Another major myth is the assumption that divorced parents aren’t human beings. This trend of thought  is identifiable by the word “if”. If the parents don’t argue, if they don’t put their kids in the middle, if they act civilly with each other… if. These “if’s obscure the fact that, second only to the death of a spouse, no other family event rips the heart open like divorce. To presume that both of these hurting people will act rationally defies most research and the experience we’ve all had with divorce either personally or vicariously.  Human-being-parents hurt. And wounded people lash out, seek revenge, and, in general, don’t act ideally. This isn’t because they’re evil; they’re just  flesh and blood. To presume otherwise is wishful thinking.

4. Heal from your own pain. Divorce creates a substantial emotional drain for weeks, months, and even years. A divorce recovery group can be a life-changing tool. DivorceCare is one option, but there are others. Just confirm the group is committed to healing and not complaining.

5. Allow your kids to enjoy being with your ex.and their new love, without guilt or retribution. Children are fiercely loyal to their parents. That doesn’t end when Mom and Dad get different addresses. Kids don’t want to hurt you, or face your interrogation. So their brains deduce that they can’t enjoy themselves at your ex’s, or it if they do, they have to lie about . They also can’t share any fondness they have for your ex’s new squeeze. While these assumptions may be true or false, living this way puts tremendous pressure on them. Consequently, you must give your children permission (verbally and nonverbally) to enjoy themselves with your enemy. If you can’t, reread steps two and four.

6. Admit to them that things are never going to be the same…and you’re sorry. You’ve probably thought this, but left the words unspoken. Showing a contrite heart demonstrates your acknowledgement that they’ve paid a price for your divorce. Not that you can change it, but you are sorry for their pain.

7. Learn about how they are feeling. Jen Abbas and others have written excellent books on what adult children of divorce experience. Check our resource and media pages for helps in this area.

8. Don’t assume they are doing ok just because they aren’t acting up. This should be in the myth step, because research indicates that the deeper impact of the divorce often doesn’t surface until the kids become young adults. This is illustrated in Karen Klein’s Broken Circle Project.

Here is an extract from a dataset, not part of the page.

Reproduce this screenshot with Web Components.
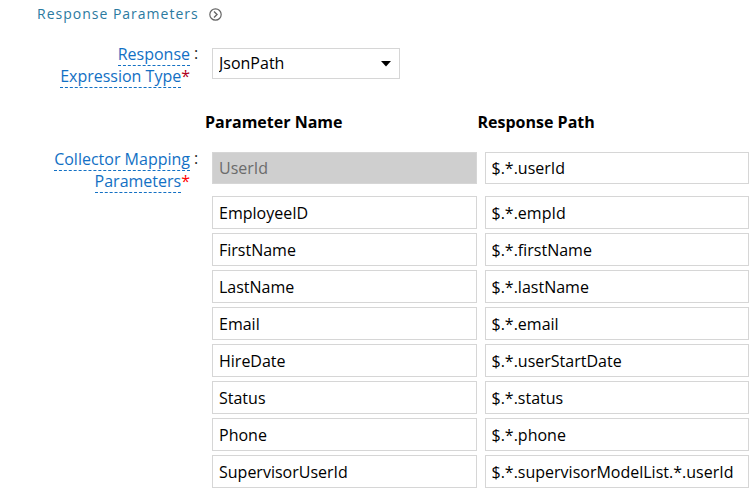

Her work gives a powerful look into the minds of college-age children of divorce. The Unexpected Legacy of Divorce by Judith Wallerstein also has invaluable information on this topic.

9. Learn the truth about Step-parenting. Before you start dating, browse through step-parent websites like Ron Deal’s Smart Stepfamilies or Laura Petherbridge’s Building Bridges of Hope. Realize that as much as you want a new start and fresh relationship, your kids don’t want change or your new companion. Ron and Laura’s wisdom will help you through those turbulent waters.

10. Encourage your kids to talk about it with someone. A consistent issue among adult children of divorce is their unwillingness to speak with anyone about their parents’ divorce. Try to get someone in their path who they can talk with.

Applying these ten steps will peel off the divorce façade and allow true healing to begin. None of these steps are easy, but with God’s help, healing is possible for everyone involved.